First, especially for all the people with SAN storage, drive letters are of no consequence. What matters is the actual physical disk layout behind each RAID Group or LUN. Forget capacity, pay attention to the number of spindles supporting each RAID group. While there is nothing wrong with making 2 or more LUNs from the same set of disks, I prefer to make 1 big LUN from the RAID Group, then create multiple partitions from Windows, just to be absolutely clear what storage space shares spindles.
If the RAID group is shared with other applications, make sure that the SLA guarantees read and write latency. One very large company conducted a stress test in the QA environment. The SAN admin carved the LUNs from the same pool of disks as production, but thought he had a really powerful SAN that this was not important. It was and he did not.
The general theory is to aggregate random IO loads into a common pool of disks, and to provide dedicated physical drives for each significant sequential load. For some reason, many people incorrectly interpret this as placing the log files for all databases into a common drive.
Each database log for a well design application, in theory, generates pure sequential IO, and some serious technical heavy weights say that a single pair of physical disks in RAID 1 can handle almost any SQL load (barring very limited exceptions). Well this is not true if you do transaction log backups, have transaction roll-backs, replication and database mirroring. So one might do some additional calculations. If one places more than one log file on a common physical disk set, then even though the IO to an individual file might be sequential, the complete set of IO to the disk is not.
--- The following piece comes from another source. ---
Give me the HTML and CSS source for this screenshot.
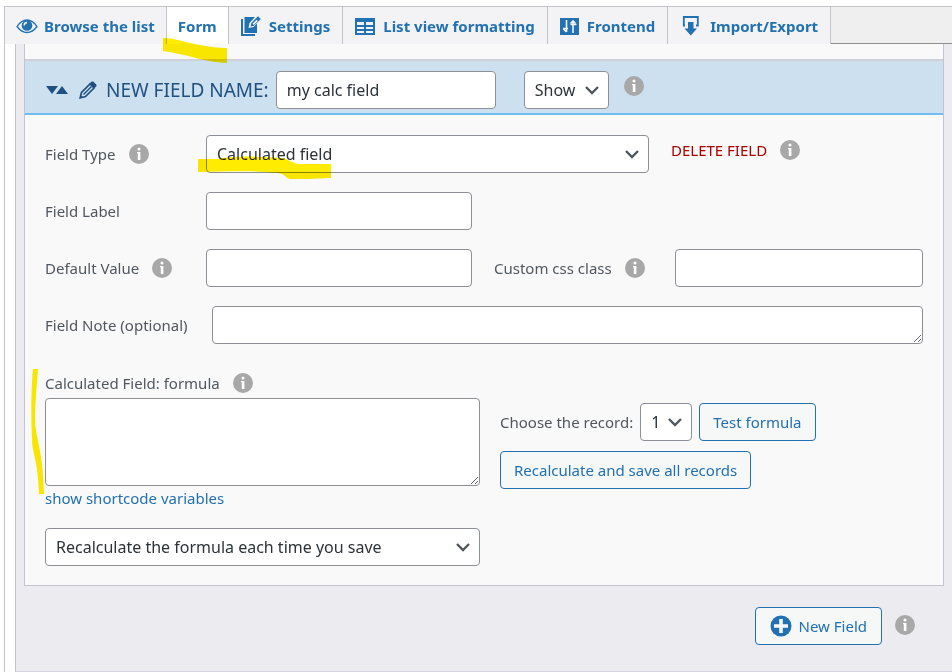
FILE: index.html
```html
<!DOCTYPE html>
<html lang="en">
<head>
<meta charset="utf-8">
<meta name="viewport" content="width=device-width, initial-scale=1">
<title>Form fields</title>
<link rel="stylesheet" href="styles.css">
</head>
<body>
<svg class="defs" width="0" height="0" aria-hidden="true">
  <symbol id="info" viewBox="0 0 20 20">
    <circle cx="10" cy="10" r="10" fill="#a8a8a8"/>
    <circle cx="10" cy="5" r="1.500" fill="#fff"/>
    <path d="M8 8h3.400v8H8.800V9.200H8z" fill="#fff"/>
  </symbol>
  <symbol id="chevron" viewBox="0 0 16 10">
    <path d="M2 2l6 6 6-6" fill="none" stroke="#50575e" stroke-width="2.400"/>
  </symbol>
</svg>
<div class="page">
  <nav class="tabs">
    <a class="tab" href="#browse">
      <svg width="22" height="16" viewBox="0 0 22 16"><path d="M1 8.500C4 4 7.500 2 11 2s7 2 10 6.500C18 12.500 14.500 14.500 11 14.500S4 12.500 1 8.500z" fill="none" stroke="currentColor" stroke-width="1.300"/><circle cx="11" cy="7.500" r="5.300" fill="currentColor"/><path d="M8.200 7.500a3 3 0 0 1 2.800-3" fill="none" stroke="#f3f3f6" stroke-width="1.500"/></svg>
      Browse the list</a>
    <a class="tab active" href="#form">Form
      <svg class="mark mark-tab" width="64" height="26" viewBox="0 0 64 26"><path d="M0 1C12 1 24 6 37 8c10 2 18 3 27 3v15C44 26 24 17 0 14z" fill="#ffec00"/></svg></a>
    <a class="tab roomy" href="#settings">
      <svg width="20" height="20" viewBox="0 0 20 20"><path d="M0 3h2v15h12v2H0z" fill="currentColor"/><path d="M3.500 1H14L8.500 7 7.500 12l5-1L16 7.500V17H3.500z" fill="currentColor"/><path d="M9.500 10.500l.8-3.500L17 .3 19.800 3 13 9.700z" fill="currentColor"/><path d="M11.500 7.700l4-4 1.300 1.300-4 4z" fill="#f3f3f6"/></svg>
      Settings</a>
    <a class="tab roomy" href="#list">
      <svg width="20" height="18" viewBox="0 0 20 18"><path fill-rule="evenodd" d="M0 1h20v17H0zM2 5v3h7V5zm9 0v3h7V5zM2 10v2h7v-2zm9 0v2h7v-2zM2 14v2h7v-2zm9 0v2h7v-2z" fill="currentColor"/></svg>
      List view formatting</a>
    <a class="tab roomy" href="#frontend">
      <svg width="19" height="18" viewBox="0 0 19 18"><path d="M0 1h19v17H0z" fill="currentColor"/><path d="M6.500 3v12M3 11.500h5M3.500 12l3 3M13 4v12M10.500 7.500h6M10.500 6.500L13 4l2.500 2.500" fill="none" stroke="#f3f3f6" stroke-width="1.600"/></svg>
      Frontend</a>
    <a class="tab roomy" href="#import">
      <svg class="wide" width="20" height="20" viewBox="0 0 20 20"><path d="M4 9.500H2.800V1h14v8.500H15" fill="none" stroke="currentColor" stroke-width="1.800"/><path d="M7 6h5.500v6.500H16L9.800 19.500 3.500 12.500H7z" fill="currentColor"/></svg>
      Import/Export</a>
    <span class="tabs-rest"></span>
  </nav>
  <main class="panel">
    <div class="inner">
      <section class="card">
        <header class="card-head">
          <svg width="22" height="10" viewBox="0 0 22 10"><path d="M0 1h12L6 9zM10 9l6-8 6 8z" fill="currentColor"/></svg>
          <svg class="pencil" width="18" height="18" viewBox="0 0 18 18"><path d="M1.200 16.800l1.300-5.300L11 3l4 4-8.500 8.500z" fill="none" stroke="currentColor" stroke-width="1.700"/><path d="M4.500 13.500l8-8" stroke="currentColor" stroke-width="1.500"/><path d="M10.500 2.500L12.700.5h1.500l3.300 3.300v1.200l-2 2.200zM1 17l.6-3 2.400 2.400z" fill="currentColor"/></svg>
          <label class="card-title" for="name">NEW FIELD NAME:</label>
          <input class="control name" id="name" type="text" value="my calc field">
          <span class="select show"><select class="control" aria-label="Visibility"><option>Show</option></select><svg class="chevron"><use href="#chevron"/></svg></span>
          <svg class="info raised"><use href="#info"/></svg>
        </header>
        <form class="fields">
          <div class="row">
            <div class="caption"><label for="type">Field Type</label><svg class="info"><use href="#info"/></svg></div>
            <span class="select type"><select class="control" id="type"><option>Calculated field</option></select><svg class="chevron"><use href="#chevron"/></svg>
              <svg class="mark mark-type" width="133" height="23" viewBox="0 0 133 23"><path d="M0 3h20c14-3 40-3 64-1 6 1 8 4 16 6h33v14c-16 1-30 1-41 1-5-1-4-5-13-6-24-3-50-1-79-1z" fill="#ffec00"/></svg></span>
            <div class="delete"><a href="#delete">DELETE FIELD</a><svg class="info"><use href="#info"/></svg></div>
          </div>
          <div class="row">
            <div class="caption"><label for="label">Field Label</label></div>
            <input class="control medium" id="label" type="text">
          </div>
          <div class="row">
            <div class="caption"><label for="default">Default Value</label><svg class="info"><use href="#info"/></svg></div>
            <input class="control medium" id="default" type="text">
            <div class="caption css"><label for="css">Custom css class</label><svg class="info"><use href="#info"/></svg></div>
            <input class="control grow" id="css" type="text">
          </div>
          <div class="row">
            <div class="caption note"><label for="note">Field Note (optional)</label></div>
            <textarea class="control grow" id="note"></textarea>
          </div>
          <div class="formula">
            <div class="formula-main">
              <div class="caption"><label for="formula">Calculated Field: formula</label><svg class="info"><use href="#info"/></svg></div>
              <textarea class="control code" id="formula"></textarea>
              <a class="vars" href="#vars">show shortcode variables</a>
              <span class="select"><select class="control" aria-label="Recalculation"><option>Recalculate the formula each time you save</option></select><svg class="chevron"><use href="#chevron"/></svg></span>
              <svg class="mark mark-side" width="14" height="126" viewBox="0 0 14 126"><path d="M2 0h5C5 25 3 49 5 61c2 14 7 26 8 64H8C7 89 1 86 1 69 0 48 0 20 2 0z" fill="#ffec00"/></svg>
            </div>
            <div class="formula-side">
              <div class="line">
                <label for="record">Choose the record:</label>
                <span class="select record"><select class="control" id="record"><option>1</option></select><svg class="chevron"><use href="#chevron"/></svg></span>
                <button class="button" type="button">Test formula</button>
              </div>
              <button class="button" type="button">Recalculate and save all records</button>
            </div>
          </div>
        </form>
      </section>
      <footer class="actions">
        <button class="button new" type="button"><svg width="22" height="22" viewBox="0 0 22 22"><circle cx="11" cy="11" r="10.500" fill="currentColor"/><path d="M11 4v14M4 11h14" stroke="#f6f7f7" stroke-width="3.600"/></svg>New Field</button>
        <svg class="info raised"><use href="#info"/></svg>
      </footer>
    </div>
  </main>
</div>
</body>
</html>
```
FILE: styles.css
```css
* { box-sizing: border-box; }
body {
  margin: 0;
  background: #fff;
  color: #50575e;
  font: 15px/20px "Noto Sans", "Open Sans", sans-serif;
}
a { color: #2271b1; text-decoration: none; }
svg { flex: none; display: block; }
.defs { position: absolute; }
.page { padding: 6px 0 0 4px; }

.tabs { display: flex; border-top: 1px solid #c3c4c7; border-left: 1px solid #c3c4c7; }
.tab {
  position: relative;
  display: flex;
  align-items: center;
  gap: 6px;
  height: 37px;
  padding: 0 11px;
  border-right: 1px solid #c3c4c7;
  background: #f3f3f6;
  font-weight: 700;
  white-space: nowrap;
}
.tab.active { background: #fff; }
.tab.roomy { gap: 8px; padding: 0 12px; }
.tab .wide { margin: 0 1px; }
.tabs-rest { flex: 1; background: #efeff0; border-bottom: 1px solid #8f8f8f; }

.panel { border-left: 1px solid #c3c4c7; padding-left: 10px; }
.inner {
  min-height: 628px;
  padding: 0 8px;
  border-left: 1px solid #c1c1d2;
  border-bottom: 1px solid #d5d5e0;
  background: #ecebf0;
}
.card {
  padding-top: 15px;
  border: solid #c3c3d3;
  border-width: 0 1px 1px;
  background: #f9f9f9;
}
.card-head {
  display: flex;
  align-items: center;
  height: 56px;
  padding: 6px 20px 0 21px;
  border-top: 2px solid #d0d0da;
  border-bottom: 2px solid #6ebcf2;
  background: #cde0ef;
  color: #1f5080;
}
.pencil { margin: 0 9px 0 11px; }
.card-title { font-size: 19px; }
.raised { align-self: flex-start; margin-top: 9px; }

.control {
  width: 100%;
  height: 38px;
  padding: 0 10px;
  border: 1px solid #8c8f94;
  border-radius: 4px;
  background: #fff;
  color: #2c3338;
  font: 16px/24px "Noto Sans", "Open Sans", sans-serif;
}
select.control { appearance: none; }
textarea.control { display: block; }
.select { position: relative; display: block; }
.chevron { position: absolute; right: 9px; top: 14px; width: 16px; height: 10px; pointer-events: none; }
.name { width: 220px; margin: 0 28px 0 7px; }
.show { width: 85px; margin-right: 15px; }
.info { width: 20px; height: 20px; }

.fields { display: flex; flex-direction: column; gap: 19px; padding: 20px 20px 19px; }
.row { display: flex; align-items: center; }
.caption { display: flex; align-items: center; gap: 13px; width: 161px; white-space: nowrap; }
.type { width: 443px; }
.medium { width: 266px; }
.css { width: 181px; margin-left: 22px; }
.note { width: 167px; }
.grow { flex: 1; min-width: 0; }
.delete { display: flex; align-items: center; gap: 13px; margin: 0 0 8px 22px; }
.delete a { color: #a00; }

.formula { display: flex; gap: 20px; }
.formula-main { position: relative; width: 435px; }
.formula-main .caption { margin: 10px 0 5px; }
.code { height: 88px; }
.vars { display: block; margin: 2px 0 20px; }
.formula-side { padding-top: 40px; }
.line { display: flex; align-items: center; gap: 7px; margin-bottom: 10px; white-space: nowrap; }
.record { width: 52px; }
.button {
  height: 38px;
  padding: 0 13px;
  border: 1px solid #2271b1;
  border-radius: 4px;
  background: #f6f7f7;
  color: #2271b1;
  font: 15px/20px "Noto Sans", "Open Sans", sans-serif;
}
.actions { display: flex; justify-content: flex-end; gap: 13px; padding: 21px 29px 0; }
.actions .raised { margin-top: 8px; }
.new { display: flex; align-items: center; gap: 7px; padding: 0 14px; }

.mark { position: absolute; mix-blend-mode: multiply; pointer-events: none; z-index: 1; }
.mark-tab { left: -4px; top: 30px; }
.mark-type { left: -8px; top: 21px; }
.mark-side { left: -14px; top: 6px; }
```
So does each log file get its own set of physical disks? If there are 50 databases in the instance, does this server need 50 pairs of disks in RAID 1 for logs?
OK, let go back to the original theory. A single 15K disk can do approximately 200 small block random IOPS for data spread across the entire disk. It can over 4000-5000 pure sequential IOPS in SQL Server generated log writes. For each pair of physical disks you take away from the common pool, then that is 200 random (write) IOPS that has been lost (assuming RAID 10). If a database does not generate more than 200 log writes/sec and does not require sub-ms log write latency, it is better to leave this log in the common pool.
On the matter of tempdb, I don’t know why people keep suggesting separate disks. Where does the underlying theory come from? Vapor?
Both data and temp should be kind-of random loads. So the common pool is usually better. If the load on data and temp were temporally steady, for example, 10K IOPS to data and 5K to temp, then you could argue to allocate 70 disks for data and 35 for temp.
But this is not how SQL Server behaves. Try running a query that aggregates a very large number of rows, and involves a join. To be specific, the execution plan should show a hash operation, whether for the join or for the aggregate. Check the hash operation cost details. The IO cost component should be non-zero. Otherwise your test query is too small to actually use tempdb (check with the SQL engine team to be sure on this).
Now watch data and temp IO over time. (that is not based on the difference before and after). The disk IO temporal pattern is read from data, write to temp, read from data, write to temp etc, then may at the end, read from temp (but sometime not, think about what this means). So if you had split your disks 50-50 data-temp (excluding OS and log disks), then at any given time, 50% of your disks are busy, the other 50% are idle. Is this the best use of your (gawd awful expensive) resources (if you bought a SAN)?
There are special considerations if certain data files depend on low latency response, and others benefit from high-queue depth operation, but hey, if life were simple, would your company need skilled people?
If the SAN vendor tells you its ok to have one common pool for everything, then that person is a liar or incompetent, and freqeuntly both.